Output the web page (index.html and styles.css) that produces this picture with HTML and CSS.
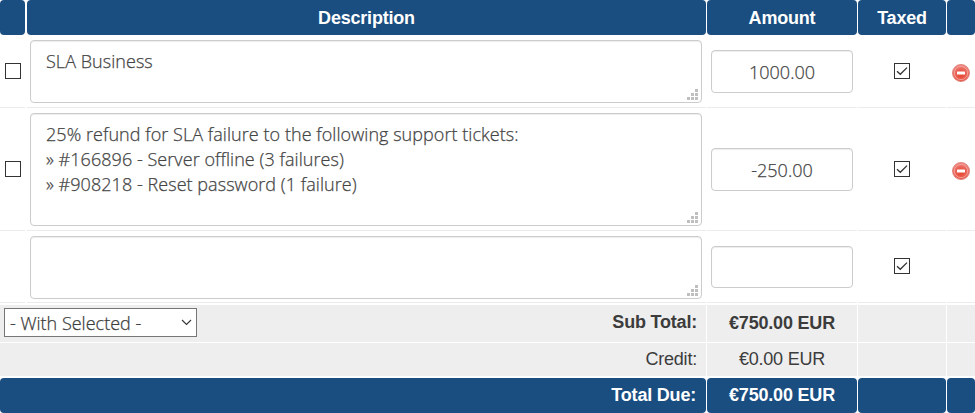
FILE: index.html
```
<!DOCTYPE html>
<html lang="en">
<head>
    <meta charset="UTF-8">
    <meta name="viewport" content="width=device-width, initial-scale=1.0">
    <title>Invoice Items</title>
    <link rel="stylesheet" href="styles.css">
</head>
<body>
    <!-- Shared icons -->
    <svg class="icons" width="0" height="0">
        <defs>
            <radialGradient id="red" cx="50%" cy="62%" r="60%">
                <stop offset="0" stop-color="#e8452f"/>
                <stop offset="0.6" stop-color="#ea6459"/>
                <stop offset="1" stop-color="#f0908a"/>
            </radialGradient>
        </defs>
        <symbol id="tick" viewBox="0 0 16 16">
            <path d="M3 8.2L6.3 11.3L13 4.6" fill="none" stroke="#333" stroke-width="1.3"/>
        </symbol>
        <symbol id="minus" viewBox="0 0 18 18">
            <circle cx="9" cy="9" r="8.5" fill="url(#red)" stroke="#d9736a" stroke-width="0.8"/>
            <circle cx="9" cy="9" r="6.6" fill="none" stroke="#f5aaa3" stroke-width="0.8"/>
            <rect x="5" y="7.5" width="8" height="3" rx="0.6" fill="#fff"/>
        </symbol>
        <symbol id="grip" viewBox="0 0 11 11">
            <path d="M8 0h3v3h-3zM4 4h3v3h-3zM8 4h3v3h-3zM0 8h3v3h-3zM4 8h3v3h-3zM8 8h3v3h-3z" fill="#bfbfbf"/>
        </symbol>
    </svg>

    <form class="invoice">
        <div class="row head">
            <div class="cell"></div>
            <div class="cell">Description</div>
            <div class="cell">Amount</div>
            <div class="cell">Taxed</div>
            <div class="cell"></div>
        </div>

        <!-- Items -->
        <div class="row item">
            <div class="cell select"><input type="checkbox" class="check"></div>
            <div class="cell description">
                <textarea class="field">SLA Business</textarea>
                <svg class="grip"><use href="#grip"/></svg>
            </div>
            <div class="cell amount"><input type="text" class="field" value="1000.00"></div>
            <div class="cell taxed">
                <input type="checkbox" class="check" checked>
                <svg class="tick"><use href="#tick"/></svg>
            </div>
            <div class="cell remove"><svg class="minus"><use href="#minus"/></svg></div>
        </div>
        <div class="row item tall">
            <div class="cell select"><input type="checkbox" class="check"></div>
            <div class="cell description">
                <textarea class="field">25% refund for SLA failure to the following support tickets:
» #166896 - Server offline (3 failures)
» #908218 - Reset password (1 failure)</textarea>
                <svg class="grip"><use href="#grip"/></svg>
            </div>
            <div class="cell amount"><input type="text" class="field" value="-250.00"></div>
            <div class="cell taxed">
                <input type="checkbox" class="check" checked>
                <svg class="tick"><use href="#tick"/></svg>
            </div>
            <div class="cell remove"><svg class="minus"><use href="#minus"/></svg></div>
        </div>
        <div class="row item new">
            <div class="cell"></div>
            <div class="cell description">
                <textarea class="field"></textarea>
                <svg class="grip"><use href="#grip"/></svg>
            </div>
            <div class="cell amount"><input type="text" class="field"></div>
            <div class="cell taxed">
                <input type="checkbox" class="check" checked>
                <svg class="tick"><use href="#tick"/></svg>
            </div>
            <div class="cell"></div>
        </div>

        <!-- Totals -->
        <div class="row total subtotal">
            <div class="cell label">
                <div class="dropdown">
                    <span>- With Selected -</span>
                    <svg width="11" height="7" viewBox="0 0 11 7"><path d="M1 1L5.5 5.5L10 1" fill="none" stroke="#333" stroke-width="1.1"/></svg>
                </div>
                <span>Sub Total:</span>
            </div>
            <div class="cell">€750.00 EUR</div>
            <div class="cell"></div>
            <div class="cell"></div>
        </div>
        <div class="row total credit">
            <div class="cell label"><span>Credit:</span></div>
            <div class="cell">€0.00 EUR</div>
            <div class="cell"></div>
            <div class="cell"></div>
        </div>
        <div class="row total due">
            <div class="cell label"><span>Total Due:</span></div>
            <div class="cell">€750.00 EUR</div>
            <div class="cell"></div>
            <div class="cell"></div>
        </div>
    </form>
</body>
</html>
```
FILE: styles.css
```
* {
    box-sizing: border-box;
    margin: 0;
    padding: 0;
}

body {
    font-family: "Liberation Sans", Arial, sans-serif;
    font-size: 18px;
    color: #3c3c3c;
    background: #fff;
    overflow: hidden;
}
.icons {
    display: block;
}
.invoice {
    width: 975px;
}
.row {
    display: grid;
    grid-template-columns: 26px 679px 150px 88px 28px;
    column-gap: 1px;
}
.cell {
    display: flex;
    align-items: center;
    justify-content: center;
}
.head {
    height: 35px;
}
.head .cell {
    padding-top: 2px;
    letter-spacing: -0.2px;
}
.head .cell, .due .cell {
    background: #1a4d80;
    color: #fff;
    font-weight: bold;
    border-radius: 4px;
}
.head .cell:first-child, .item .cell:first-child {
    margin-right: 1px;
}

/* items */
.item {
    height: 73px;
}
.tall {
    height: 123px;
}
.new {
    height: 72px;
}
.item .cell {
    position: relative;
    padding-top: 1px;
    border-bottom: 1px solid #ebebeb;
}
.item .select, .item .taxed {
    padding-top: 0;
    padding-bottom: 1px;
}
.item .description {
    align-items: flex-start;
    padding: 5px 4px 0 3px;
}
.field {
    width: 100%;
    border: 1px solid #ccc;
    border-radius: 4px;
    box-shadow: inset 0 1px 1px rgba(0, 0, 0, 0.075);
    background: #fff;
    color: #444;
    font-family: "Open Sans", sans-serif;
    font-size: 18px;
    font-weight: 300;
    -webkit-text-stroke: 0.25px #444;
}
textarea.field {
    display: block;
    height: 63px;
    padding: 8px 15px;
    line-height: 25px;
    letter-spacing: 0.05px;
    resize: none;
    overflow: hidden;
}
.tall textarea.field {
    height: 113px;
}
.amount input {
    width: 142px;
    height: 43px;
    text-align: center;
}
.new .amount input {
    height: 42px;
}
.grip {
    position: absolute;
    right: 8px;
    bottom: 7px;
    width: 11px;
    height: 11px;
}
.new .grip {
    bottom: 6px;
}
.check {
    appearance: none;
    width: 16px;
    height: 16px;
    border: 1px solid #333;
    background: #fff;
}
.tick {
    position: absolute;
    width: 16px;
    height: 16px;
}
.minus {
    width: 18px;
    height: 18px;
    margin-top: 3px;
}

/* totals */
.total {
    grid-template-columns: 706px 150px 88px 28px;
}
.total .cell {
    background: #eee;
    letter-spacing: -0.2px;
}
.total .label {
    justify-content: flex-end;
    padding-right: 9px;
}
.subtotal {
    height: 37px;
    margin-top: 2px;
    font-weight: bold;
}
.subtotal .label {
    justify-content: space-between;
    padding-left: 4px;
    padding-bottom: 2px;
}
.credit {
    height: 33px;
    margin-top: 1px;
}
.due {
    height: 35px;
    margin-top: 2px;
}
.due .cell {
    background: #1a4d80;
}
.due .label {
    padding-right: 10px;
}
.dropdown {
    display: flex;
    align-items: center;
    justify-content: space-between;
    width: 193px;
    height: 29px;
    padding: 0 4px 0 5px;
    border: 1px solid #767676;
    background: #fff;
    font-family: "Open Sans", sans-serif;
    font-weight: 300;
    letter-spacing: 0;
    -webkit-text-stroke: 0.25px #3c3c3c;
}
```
::::
- _Problem_
All of the material above is to be copied exactly, except for its images.

- _Expected answer_
Output the web page (index.html and styles.css) that produces this picture with HTML and CSS.
FILE: index.html
```
<!DOCTYPE html>
<html lang="en">
<head>
    <meta charset="UTF-8">
    <meta name="viewport" content="width=device-width, initial-scale=1.0">
    <title>Invoice Items</title>
    <link rel="stylesheet" href="styles.css">
</head>
<body>
    <!-- Shared icons -->
    <svg class="icons" width="0" height="0">
        <defs>
            <radialGradient id="red" cx="50%" cy="62%" r="60%">
                <stop offset="0" stop-color="#e8452f"/>
                <stop offset="0.6" stop-color="#ea6459"/>
                <stop offset="1" stop-color="#f0908a"/>
            </radialGradient>
        </defs>
        <symbol id="tick" viewBox="0 0 16 16">
            <path d="M3 8.2L6.3 11.3L13 4.6" fill="none" stroke="#333" stroke-width="1.3"/>
        </symbol>
        <symbol id="minus" viewBox="0 0 18 18">
            <circle cx="9" cy="9" r="8.5" fill="url(#red)" stroke="#d9736a" stroke-width="0.8"/>
            <circle cx="9" cy="9" r="6.6" fill="none" stroke="#f5aaa3" stroke-width="0.8"/>
            <rect x="5" y="7.5" width="8" height="3" rx="0.6" fill="#fff"/>
        </symbol>
        <symbol id="grip" viewBox="0 0 11 11">
            <path d="M8 0h3v3h-3zM4 4h3v3h-3zM8 4h3v3h-3zM0 8h3v3h-3zM4 8h3v3h-3zM8 8h3v3h-3z" fill="#bfbfbf"/>
        </symbol>
    </svg>

    <form class="invoice">
        <div class="row head">
            <div class="cell"></div>
            <div class="cell">Description</div>
            <div class="cell">Amount</div>
            <div class="cell">Taxed</div>
            <div class="cell"></div>
        </div>

        <!-- Items -->
        <div class="row item">
            <div class="cell select"><input type="checkbox" class="check"></div>
            <div class="cell description">
                <textarea class="field">SLA Business</textarea>
                <svg class="grip"><use href="#grip"/></svg>
            </div>
            <div class="cell amount"><input type="text" class="field" value="1000.00"></div>
            <div class="cell taxed">
                <input type="checkbox" class="check" checked>
                <svg class="tick"><use href="#tick"/></svg>
            </div>
            <div class="cell remove"><svg class="minus"><use href="#minus"/></svg></div>
        </div>
        <div class="row item tall">
            <div class="cell select"><input type="checkbox" class="check"></div>
            <div class="cell description">
                <textarea class="field">25% refund for SLA failure to the following support tickets:
» #166896 - Server offline (3 failures)
» #908218 - Reset password (1 failure)</textarea>
                <svg class="grip"><use href="#grip"/></svg>
            </div>
            <div class="cell amount"><input type="text" class="field" value="-250.00"></div>
            <div class="cell taxed">
                <input type="checkbox" class="check" checked>
                <svg class="tick"><use href="#tick"/></svg>
            </div>
            <div class="cell remove"><svg class="minus"><use href="#minus"/></svg></div>
        </div>
        <div class="row item new">
            <div class="cell"></div>
            <div class="cell description">
                <textarea class="field"></textarea>
                <svg class="grip"><use href="#grip"/></svg>
            </div>
            <div class="cell amount"><input type="text" class="field"></div>
            <div class="cell taxed">
                <input type="checkbox" class="check" checked>
                <svg class="tick"><use href="#tick"/></svg>
            </div>
            <div class="cell"></div>
        </div>

        <!-- Totals -->
        <div class="row total subtotal">
            <div class="cell label">
                <div class="dropdown">
                    <span>- With Selected -</span>
                    <svg width="11" height="7" viewBox="0 0 11 7"><path d="M1 1L5.5 5.5L10 1" fill="none" stroke="#333" stroke-width="1.1"/></svg>
                </div>
                <span>Sub Total:</span>
            </div>
            <div class="cell">€750.00 EUR</div>
            <div class="cell"></div>
            <div class="cell"></div>
        </div>
        <div class="row total credit">
            <div class="cell label"><span>Credit:</span></div>
            <div class="cell">€0.00 EUR</div>
            <div class="cell"></div>
            <div class="cell"></div>
        </div>
        <div class="row total due">
            <div class="cell label"><span>Total Due:</span></div>
            <div class="cell">€750.00 EUR</div>
            <div class="cell"></div>
            <div class="cell"></div>
        </div>
    </form>
</body>
</html>
```
FILE: styles.css
```
* {
    box-sizing: border-box;
    margin: 0;
    padding: 0;
}

body {
    font-family: "Liberation Sans", Arial, sans-serif;
    font-size: 18px;
    color: #3c3c3c;
    background: #fff;
    overflow: hidden;
}
.icons {
    display: block;
}
.invoice {
    width: 975px;
}
.row {
    display: grid;
    grid-template-columns: 26px 679px 150px 88px 28px;
    column-gap: 1px;
}
.cell {
    display: flex;
    align-items: center;
    justify-content: center;
}
.head {
    height: 35px;
}
.head .cell {
    padding-top: 2px;
    letter-spacing: -0.2px;
}
.head .cell, .due .cell {
    background: #1a4d80;
    color: #fff;
    font-weight: bold;
    border-radius: 4px;
}
.head .cell:first-child, .item .cell:first-child {
    margin-right: 1px;
}

/* items */
.item {
    height: 73px;
}
.tall {
    height: 123px;
}
.new {
    height: 72px;
}
.item .cell {
    position: relative;
    padding-top: 1px;
    border-bottom: 1px solid #ebebeb;
}
.item .select, .item .taxed {
    padding-top: 0;
    padding-bottom: 1px;
}
.item .description {
    align-items: flex-start;
    padding: 5px 4px 0 3px;
}
.field {
    width: 100%;
    border: 1px solid #ccc;
    border-radius: 4px;
    box-shadow: inset 0 1px 1px rgba(0, 0, 0, 0.075);
    background: #fff;
    color: #444;
    font-family: "Open Sans", sans-serif;
    font-size: 18px;
    font-weight: 300;
    -webkit-text-stroke: 0.25px #444;
}
textarea.field {
    display: block;
    height: 63px;
    padding: 8px 15px;
    line-height: 25px;
    letter-spacing: 0.05px;
    resize: none;
    overflow: hidden;
}
.tall textarea.field {
    height: 113px;
}
.amount input {
    width: 142px;
    height: 43px;
    text-align: center;
}
.new .amount input {
    height: 42px;
}
.grip {
    position: absolute;
    right: 8px;
    bottom: 7px;
    width: 11px;
    height: 11px;
}
.new .grip {
    bottom: 6px;
}
.check {
    appearance: none;
    width: 16px;
    height: 16px;
    border: 1px solid #333;
    background: #fff;
}
.tick {
    position: absolute;
    width: 16px;
    height: 16px;
}
.minus {
    width: 18px;
    height: 18px;
    margin-top: 3px;
}

/* totals */
.total {
    grid-template-columns: 706px 150px 88px 28px;
}
.total .cell {
    background: #eee;
    letter-spacing: -0.2px;
}
.total .label {
    justify-content: flex-end;
    padding-right: 9px;
}
.subtotal {
    height: 37px;
    margin-top: 2px;
    font-weight: bold;
}
.subtotal .label {
    justify-content: space-between;
    padding-left: 4px;
    padding-bottom: 2px;
}
.credit {
    height: 33px;
    margin-top: 1px;
}
.due {
    height: 35px;
    margin-top: 2px;
}
.due .cell {
    background: #1a4d80;
}
.due .label {
    padding-right: 10px;
}
.dropdown {
    display: flex;
    align-items: center;
    justify-content: space-between;
    width: 193px;
    height: 29px;
    padding: 0 4px 0 5px;
    border: 1px solid #767676;
    background: #fff;
    font-family: "Open Sans", sans-serif;
    font-weight: 300;
    letter-spacing: 0;
    -webkit-text-stroke: 0.25px #3c3c3c;
}
```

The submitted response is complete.